RECORDED DATA →
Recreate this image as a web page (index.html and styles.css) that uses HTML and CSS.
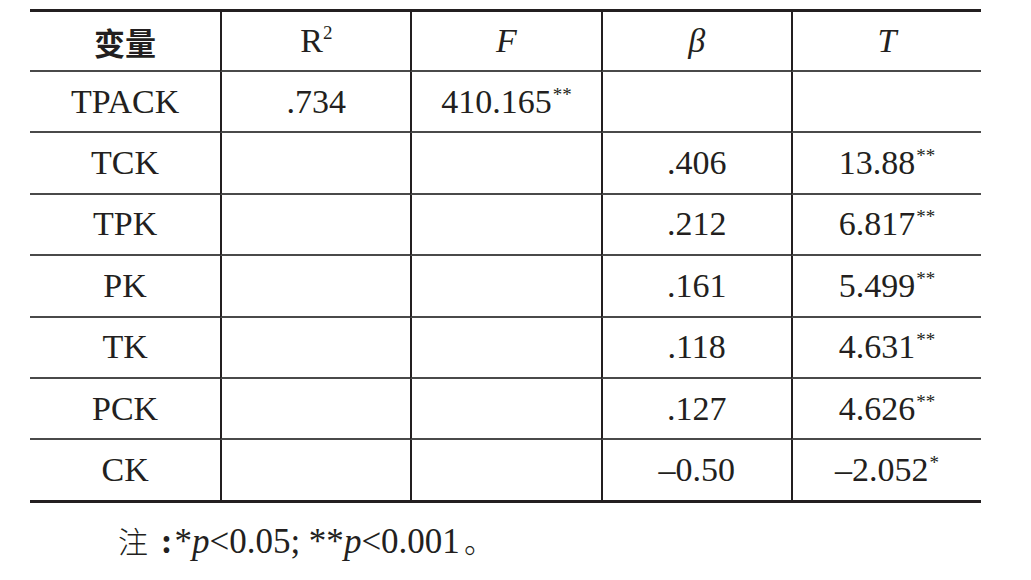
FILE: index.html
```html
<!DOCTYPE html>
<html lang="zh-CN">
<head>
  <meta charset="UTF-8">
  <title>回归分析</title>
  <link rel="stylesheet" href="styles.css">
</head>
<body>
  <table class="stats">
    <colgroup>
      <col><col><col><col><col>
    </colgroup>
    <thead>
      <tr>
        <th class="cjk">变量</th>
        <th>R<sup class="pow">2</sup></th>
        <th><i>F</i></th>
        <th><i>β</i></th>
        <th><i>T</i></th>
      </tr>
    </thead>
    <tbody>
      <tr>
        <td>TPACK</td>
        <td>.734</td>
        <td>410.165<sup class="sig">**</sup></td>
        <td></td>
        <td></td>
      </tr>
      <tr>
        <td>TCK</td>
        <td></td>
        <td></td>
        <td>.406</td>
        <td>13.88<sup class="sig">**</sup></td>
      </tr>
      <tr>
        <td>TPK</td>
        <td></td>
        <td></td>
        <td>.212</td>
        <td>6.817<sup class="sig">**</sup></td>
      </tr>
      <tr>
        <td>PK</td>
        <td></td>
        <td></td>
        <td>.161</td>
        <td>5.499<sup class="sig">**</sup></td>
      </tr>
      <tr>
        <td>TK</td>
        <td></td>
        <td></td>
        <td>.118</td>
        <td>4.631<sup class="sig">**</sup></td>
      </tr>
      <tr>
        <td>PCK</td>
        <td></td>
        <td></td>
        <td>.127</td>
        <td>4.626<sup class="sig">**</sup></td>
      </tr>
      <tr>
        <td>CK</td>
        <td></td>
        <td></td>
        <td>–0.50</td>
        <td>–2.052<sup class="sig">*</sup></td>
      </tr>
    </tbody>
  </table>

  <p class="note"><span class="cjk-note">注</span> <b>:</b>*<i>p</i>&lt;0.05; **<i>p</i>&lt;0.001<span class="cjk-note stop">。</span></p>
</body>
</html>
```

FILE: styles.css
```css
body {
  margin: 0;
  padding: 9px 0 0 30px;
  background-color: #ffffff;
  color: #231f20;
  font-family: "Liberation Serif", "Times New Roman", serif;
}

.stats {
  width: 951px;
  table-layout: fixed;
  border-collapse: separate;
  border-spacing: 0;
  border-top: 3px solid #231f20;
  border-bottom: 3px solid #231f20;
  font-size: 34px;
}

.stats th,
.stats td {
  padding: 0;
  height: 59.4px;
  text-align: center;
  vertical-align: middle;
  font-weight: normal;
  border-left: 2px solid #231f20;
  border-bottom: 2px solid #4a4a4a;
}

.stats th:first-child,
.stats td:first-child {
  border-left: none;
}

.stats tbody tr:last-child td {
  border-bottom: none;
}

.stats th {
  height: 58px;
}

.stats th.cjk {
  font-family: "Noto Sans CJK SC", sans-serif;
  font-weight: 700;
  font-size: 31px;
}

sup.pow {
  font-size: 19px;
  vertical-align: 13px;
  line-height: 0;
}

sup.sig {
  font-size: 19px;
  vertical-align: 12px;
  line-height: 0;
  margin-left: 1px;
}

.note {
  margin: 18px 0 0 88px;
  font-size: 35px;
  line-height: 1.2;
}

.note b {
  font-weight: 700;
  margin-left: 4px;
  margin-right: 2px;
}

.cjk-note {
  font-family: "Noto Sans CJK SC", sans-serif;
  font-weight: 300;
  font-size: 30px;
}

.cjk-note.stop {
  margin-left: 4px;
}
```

WHAT TO WORK ON →
Give an exact copy of the material, leaving out every picture.

ANSWER TO THE PROBLEM →
Recreate this image as a web page (index.html and styles.css) that uses HTML and CSS.
FILE: index.html
```html
<!DOCTYPE html>
<html lang="zh-CN">
<head>
  <meta charset="UTF-8">
  <title>回归分析</title>
  <link rel="stylesheet" href="styles.css">
</head>
<body>
  <table class="stats">
    <colgroup>
      <col><col><col><col><col>
    </colgroup>
    <thead>
      <tr>
        <th class="cjk">变量</th>
        <th>R<sup class="pow">2</sup></th>
        <th><i>F</i></th>
        <th><i>β</i></th>
        <th><i>T</i></th>
      </tr>
    </thead>
    <tbody>
      <tr>
        <td>TPACK</td>
        <td>.734</td>
        <td>410.165<sup class="sig">**</sup></td>
        <td></td>
        <td></td>
      </tr>
      <tr>
        <td>TCK</td>
        <td></td>
        <td></td>
        <td>.406</td>
        <td>13.88<sup class="sig">**</sup></td>
      </tr>
      <tr>
        <td>TPK</td>
        <td></td>
        <td></td>
        <td>.212</td>
        <td>6.817<sup class="sig">**</sup></td>
      </tr>
      <tr>
        <td>PK</td>
        <td></td>
        <td></td>
        <td>.161</td>
        <td>5.499<sup class="sig">**</sup></td>
      </tr>
      <tr>
        <td>TK</td>
        <td></td>
        <td></td>
        <td>.118</td>
        <td>4.631<sup class="sig">**</sup></td>
      </tr>
      <tr>
        <td>PCK</td>
        <td></td>
        <td></td>
        <td>.127</td>
        <td>4.626<sup class="sig">**</sup></td>
      </tr>
      <tr>
        <td>CK</td>
        <td></td>
        <td></td>
        <td>–0.50</td>
        <td>–2.052<sup class="sig">*</sup></td>
      </tr>
    </tbody>
  </table>

  <p class="note"><span class="cjk-note">注</span> <b>:</b>*<i>p</i>&lt;0.05; **<i>p</i>&lt;0.001<span class="cjk-note stop">。</span></p>
</body>
</html>
```

FILE: styles.css
```css
body {
  margin: 0;
  padding: 9px 0 0 30px;
  background-color: #ffffff;
  color: #231f20;
  font-family: "Liberation Serif", "Times New Roman", serif;
}

.stats {
  width: 951px;
  table-layout: fixed;
  border-collapse: separate;
  border-spacing: 0;
  border-top: 3px solid #231f20;
  border-bottom: 3px solid #231f20;
  font-size: 34px;
}

.stats th,
.stats td {
  padding: 0;
  height: 59.4px;
  text-align: center;
  vertical-align: middle;
  font-weight: normal;
  border-left: 2px solid #231f20;
  border-bottom: 2px solid #4a4a4a;
}

.stats th:first-child,
.stats td:first-child {
  border-left: none;
}

.stats tbody tr:last-child td {
  border-bottom: none;
}

.stats th {
  height: 58px;
}

.stats th.cjk {
  font-family: "Noto Sans CJK SC", sans-serif;
  font-weight: 700;
  font-size: 31px;
}

sup.pow {
  font-size: 19px;
  vertical-align: 13px;
  line-height: 0;
}

sup.sig {
  font-size: 19px;
  vertical-align: 12px;
  line-height: 0;
  margin-left: 1px;
}

.note {
  margin: 18px 0 0 88px;
  font-size: 35px;
  line-height: 1.2;
}

.note b {
  font-weight: 700;
  margin-left: 4px;
  margin-right: 2px;
}

.cjk-note {
  font-family: "Noto Sans CJK SC", sans-serif;
  font-weight: 300;
  font-size: 30px;
}

.cjk-note.stop {
  margin-left: 4px;
}
```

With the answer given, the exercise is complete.